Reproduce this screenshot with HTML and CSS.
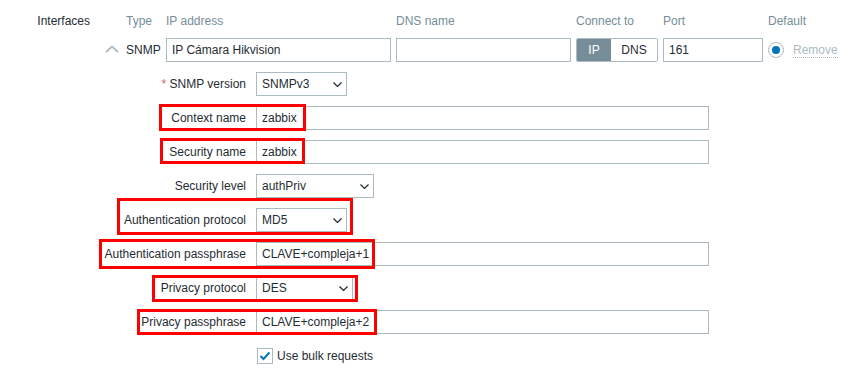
FILE: index.html
```html
<!DOCTYPE html>
<html>
<head>
	<title>Interfaces</title>
	<link rel="stylesheet" href="styles.css">
</head>
<body>
	<div class="page">
		<div class="field">
			<div class="field-label">Interfaces</div>
			<div class="ifaces">
				<div class="iface-grid">
					<span></span>
					<span class="th">Type</span>
					<span class="th">IP address</span>
					<span class="th">DNS name</span>
					<span class="th">Connect to</span>
					<span class="th">Port</span>
					<span class="th">Default</span>

					<span class="toggle">
						<svg width="14" height="8" viewBox="0 0 14 8"><path d="M1 7 L7 1.5 L13 7" fill="none" stroke="#b3bec4" stroke-width="2"/></svg>
					</span>
					<span class="type">SNMP</span>
					<input class="text w-ip" type="text" value="IP Cámara Hikvision">
					<input class="text w-dns" type="text" value="">
					<div class="seg">
						<span class="seg-on">IP</span>
						<span class="seg-off">DNS</span>
					</div>
					<input class="text w-port" type="text" value="161">
					<div class="default">
						<span class="radio"><span class="radio-dot"></span></span>
						<span class="remove">Remove</span>
					</div>
				</div>

				<div class="details">
					<span class="lbl"><span class="req">*</span> SNMP version</span>
					<div class="select w-90">SNMPv3
						<svg width="9" height="5" viewBox="0 0 9 5"><path d="M.5 .5 L4.5 4.5 L8.5 .5" fill="none" stroke="#1f2c33" stroke-width="1.2"/></svg>
					</div>

					<span class="lbl">Context name</span>
					<input class="text w-full" type="text" value="zabbix">

					<span class="lbl">Security name</span>
					<input class="text w-full" type="text" value="zabbix">

					<span class="lbl">Security level</span>
					<div class="select w-117">authPriv
						<svg width="9" height="5" viewBox="0 0 9 5"><path d="M.5 .5 L4.5 4.5 L8.5 .5" fill="none" stroke="#1f2c33" stroke-width="1.2"/></svg>
					</div>

					<span class="lbl">Authentication protocol</span>
					<div class="select w-90">MD5
						<svg width="9" height="5" viewBox="0 0 9 5"><path d="M.5 .5 L4.5 4.5 L8.5 .5" fill="none" stroke="#1f2c33" stroke-width="1.2"/></svg>
					</div>

					<span class="lbl">Authentication passphrase</span>
					<input class="text w-full" type="text" value="CLAVE+compleja+1">

					<span class="lbl">Privacy protocol</span>
					<div class="select w-97">DES
						<svg width="9" height="5" viewBox="0 0 9 5"><path d="M.5 .5 L4.5 4.5 L8.5 .5" fill="none" stroke="#1f2c33" stroke-width="1.2"/></svg>
					</div>

					<span class="lbl">Privacy passphrase</span>
					<input class="text w-full" type="text" value="CLAVE+compleja+2">

					<span></span>
					<label class="check">
						<span class="check-box">
							<svg width="14" height="14" viewBox="0 0 14 14"><path d="M2.5 7 L5.5 10 L11.5 3.5" fill="none" stroke="#0275b8" stroke-width="2"/></svg>
						</span>
						Use bulk requests
					</label>
				</div>
			</div>
		</div>

		<!-- red annotation boxes -->
		<div class="mark m-context"></div>
		<div class="mark m-secname"></div>
		<div class="mark m-authproto"></div>
		<div class="mark m-authpass"></div>
		<div class="mark m-privproto"></div>
		<div class="mark m-privpass"></div>
	</div>
</body>
</html>
```

FILE: styles.css
```css
body {
	margin: 0;
	background: #fff;
	color: #1f2c33;
	font: 12px Arial, "Liberation Sans", sans-serif;
}

.page {
	position: relative;
	padding-top: 14px;
}

.field {
	display: grid;
	grid-template-columns: 90px 1fr;
	column-gap: 12px;
}

.field-label {
	text-align: right;
	line-height: 14px;
}

.iface-grid {
	display: grid;
	grid-template-columns: 19px 35px 225px 175px 82px 100px auto;
	column-gap: 5px;
	row-gap: 10px;
	align-items: center;
}

.th {
	color: #768d99;
	line-height: 14px;
}

.toggle {
	display: flex;
	justify-content: center;
	height: 8px;
	margin-top: -2px;
}

.toggle svg {
	display: block;
}

.type {
	line-height: 14px;
}

.text {
	box-sizing: border-box;
	height: 24px;
	margin: 0;
	padding: 0 5px;
	border: 1px solid #acbbc2;
	border-radius: 0;
	background: #fff;
	color: #1f2c33;
	font: 12px Arial, "Liberation Sans", sans-serif;
	outline: none;
}

.w-ip { width: 225px; }
.w-dns { width: 175px; }
.w-port { width: 100px; }
.w-full { width: 453px; }

.seg {
	box-sizing: border-box;
	display: flex;
	height: 24px;
	border: 1px solid #acbbc2;
	border-radius: 2px;
	overflow: hidden;
}

.seg span {
	display: flex;
	align-items: center;
	justify-content: center;
}

.seg-on {
	width: 34px;
	background: #768d99;
	color: #fff;
}

.seg-off {
	flex: 1;
	background: #fff;
}

.default {
	display: flex;
	align-items: center;
}

.radio {
	box-sizing: border-box;
	display: flex;
	align-items: center;
	justify-content: center;
	width: 16px;
	height: 16px;
	border: 1px solid #acbbc2;
	border-radius: 50%;
	background: #fff;
}

.radio-dot {
	width: 8px;
	height: 8px;
	border-radius: 50%;
	background: #0275b8;
}

.remove {
	margin-left: 9px;
	color: #acbbc2;
	line-height: 14px;
	border-bottom: 1px dotted #acbbc2;
}

.details {
	display: grid;
	grid-template-columns: 144px 1fr;
	column-gap: 10px;
	row-gap: 10px;
	margin-top: 10px;
	align-items: center;
	justify-items: start;
}

.lbl {
	justify-self: end;
	line-height: 14px;
	white-space: nowrap;
}

.req {
	color: #e45959;
}

.select {
	box-sizing: border-box;
	display: flex;
	align-items: center;
	justify-content: space-between;
	height: 24px;
	padding: 0 4px 0 5px;
	border: 1px solid #acbbc2;
	background: #fff;
}

.select svg {
	display: block;
}

.w-90 { width: 91px; }
.w-97 { width: 97px; }
.w-117 { width: 118px; }

.check {
	display: flex;
	align-items: center;
	height: 24px;
	margin-left: 1px;
}

.check-box {
	box-sizing: border-box;
	display: flex;
	align-items: center;
	justify-content: center;
	width: 16px;
	height: 16px;
	margin-right: 4px;
	border: 1px solid #acbbc2;
	background: #fff;
}

.mark {
	position: absolute;
	box-sizing: border-box;
	border: 3px solid #f00;
}

.m-context { left: 159px; top: 104px; width: 147px; height: 27px; }
.m-secname { left: 160px; top: 138px; width: 145px; height: 26px; }
.m-authproto { left: 117px; top: 198px; width: 236px; height: 37px; }
.m-authpass { left: 99px; top: 239px; width: 276px; height: 30px; }
.m-privproto { left: 152px; top: 275px; width: 206px; height: 27px; }
.m-privpass { left: 137px; top: 309px; width: 240px; height: 26px; }
```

Required work
Transcribe the listing in full and omit the pictures.

Task result
Reproduce this screenshot with HTML and CSS.
FILE: index.html
```html
<!DOCTYPE html>
<html>
<head>
	<title>Interfaces</title>
	<link rel="stylesheet" href="styles.css">
</head>
<body>
	<div class="page">
		<div class="field">
			<div class="field-label">Interfaces</div>
			<div class="ifaces">
				<div class="iface-grid">
					<span></span>
					<span class="th">Type</span>
					<span class="th">IP address</span>
					<span class="th">DNS name</span>
					<span class="th">Connect to</span>
					<span class="th">Port</span>
					<span class="th">Default</span>

					<span class="toggle">
						<svg width="14" height="8" viewBox="0 0 14 8"><path d="M1 7 L7 1.5 L13 7" fill="none" stroke="#b3bec4" stroke-width="2"/></svg>
					</span>
					<span class="type">SNMP</span>
					<input class="text w-ip" type="text" value="IP Cámara Hikvision">
					<input class="text w-dns" type="text" value="">
					<div class="seg">
						<span class="seg-on">IP</span>
						<span class="seg-off">DNS</span>
					</div>
					<input class="text w-port" type="text" value="161">
					<div class="default">
						<span class="radio"><span class="radio-dot"></span></span>
						<span class="remove">Remove</span>
					</div>
				</div>

				<div class="details">
					<span class="lbl"><span class="req">*</span> SNMP version</span>
					<div class="select w-90">SNMPv3
						<svg width="9" height="5" viewBox="0 0 9 5"><path d="M.5 .5 L4.5 4.5 L8.5 .5" fill="none" stroke="#1f2c33" stroke-width="1.2"/></svg>
					</div>

					<span class="lbl">Context name</span>
					<input class="text w-full" type="text" value="zabbix">

					<span class="lbl">Security name</span>
					<input class="text w-full" type="text" value="zabbix">

					<span class="lbl">Security level</span>
					<div class="select w-117">authPriv
						<svg width="9" height="5" viewBox="0 0 9 5"><path d="M.5 .5 L4.5 4.5 L8.5 .5" fill="none" stroke="#1f2c33" stroke-width="1.2"/></svg>
					</div>

					<span class="lbl">Authentication protocol</span>
					<div class="select w-90">MD5
						<svg width="9" height="5" viewBox="0 0 9 5"><path d="M.5 .5 L4.5 4.5 L8.5 .5" fill="none" stroke="#1f2c33" stroke-width="1.2"/></svg>
					</div>

					<span class="lbl">Authentication passphrase</span>
					<input class="text w-full" type="text" value="CLAVE+compleja+1">

					<span class="lbl">Privacy protocol</span>
					<div class="select w-97">DES
						<svg width="9" height="5" viewBox="0 0 9 5"><path d="M.5 .5 L4.5 4.5 L8.5 .5" fill="none" stroke="#1f2c33" stroke-width="1.2"/></svg>
					</div>

					<span class="lbl">Privacy passphrase</span>
					<input class="text w-full" type="text" value="CLAVE+compleja+2">

					<span></span>
					<label class="check">
						<span class="check-box">
							<svg width="14" height="14" viewBox="0 0 14 14"><path d="M2.5 7 L5.5 10 L11.5 3.5" fill="none" stroke="#0275b8" stroke-width="2"/></svg>
						</span>
						Use bulk requests
					</label>
				</div>
			</div>
		</div>

		<!-- red annotation boxes -->
		<div class="mark m-context"></div>
		<div class="mark m-secname"></div>
		<div class="mark m-authproto"></div>
		<div class="mark m-authpass"></div>
		<div class="mark m-privproto"></div>
		<div class="mark m-privpass"></div>
	</div>
</body>
</html>
```

FILE: styles.css
```css
body {
	margin: 0;
	background: #fff;
	color: #1f2c33;
	font: 12px Arial, "Liberation Sans", sans-serif;
}

.page {
	position: relative;
	padding-top: 14px;
}

.field {
	display: grid;
	grid-template-columns: 90px 1fr;
	column-gap: 12px;
}

.field-label {
	text-align: right;
	line-height: 14px;
}

.iface-grid {
	display: grid;
	grid-template-columns: 19px 35px 225px 175px 82px 100px auto;
	column-gap: 5px;
	row-gap: 10px;
	align-items: center;
}

.th {
	color: #768d99;
	line-height: 14px;
}

.toggle {
	display: flex;
	justify-content: center;
	height: 8px;
	margin-top: -2px;
}

.toggle svg {
	display: block;
}

.type {
	line-height: 14px;
}

.text {
	box-sizing: border-box;
	height: 24px;
	margin: 0;
	padding: 0 5px;
	border: 1px solid #acbbc2;
	border-radius: 0;
	background: #fff;
	color: #1f2c33;
	font: 12px Arial, "Liberation Sans", sans-serif;
	outline: none;
}

.w-ip { width: 225px; }
.w-dns { width: 175px; }
.w-port { width: 100px; }
.w-full { width: 453px; }

.seg {
	box-sizing: border-box;
	display: flex;
	height: 24px;
	border: 1px solid #acbbc2;
	border-radius: 2px;
	overflow: hidden;
}

.seg span {
	display: flex;
	align-items: center;
	justify-content: center;
}

.seg-on {
	width: 34px;
	background: #768d99;
	color: #fff;
}

.seg-off {
	flex: 1;
	background: #fff;
}

.default {
	display: flex;
	align-items: center;
}

.radio {
	box-sizing: border-box;
	display: flex;
	align-items: center;
	justify-content: center;
	width: 16px;
	height: 16px;
	border: 1px solid #acbbc2;
	border-radius: 50%;
	background: #fff;
}

.radio-dot {
	width: 8px;
	height: 8px;
	border-radius: 50%;
	background: #0275b8;
}

.remove {
	margin-left: 9px;
	color: #acbbc2;
	line-height: 14px;
	border-bottom: 1px dotted #acbbc2;
}

.details {
	display: grid;
	grid-template-columns: 144px 1fr;
	column-gap: 10px;
	row-gap: 10px;
	margin-top: 10px;
	align-items: center;
	justify-items: start;
}

.lbl {
	justify-self: end;
	line-height: 14px;
	white-space: nowrap;
}

.req {
	color: #e45959;
}

.select {
	box-sizing: border-box;
	display: flex;
	align-items: center;
	justify-content: space-between;
	height: 24px;
	padding: 0 4px 0 5px;
	border: 1px solid #acbbc2;
	background: #fff;
}

.select svg {
	display: block;
}

.w-90 { width: 91px; }
.w-97 { width: 97px; }
.w-117 { width: 118px; }

.check {
	display: flex;
	align-items: center;
	height: 24px;
	margin-left: 1px;
}

.check-box {
	box-sizing: border-box;
	display: flex;
	align-items: center;
	justify-content: center;
	width: 16px;
	height: 16px;
	margin-right: 4px;
	border: 1px solid #acbbc2;
	background: #fff;
}

.mark {
	position: absolute;
	box-sizing: border-box;
	border: 3px solid #f00;
}

.m-context { left: 159px; top: 104px; width: 147px; height: 27px; }
.m-secname { left: 160px; top: 138px; width: 145px; height: 26px; }
.m-authproto { left: 117px; top: 198px; width: 236px; height: 37px; }
.m-authpass { left: 99px; top: 239px; width: 276px; height: 30px; }
.m-privproto { left: 152px; top: 275px; width: 206px; height: 27px; }
.m-privpass { left: 137px; top: 309px; width: 240px; height: 26px; }
```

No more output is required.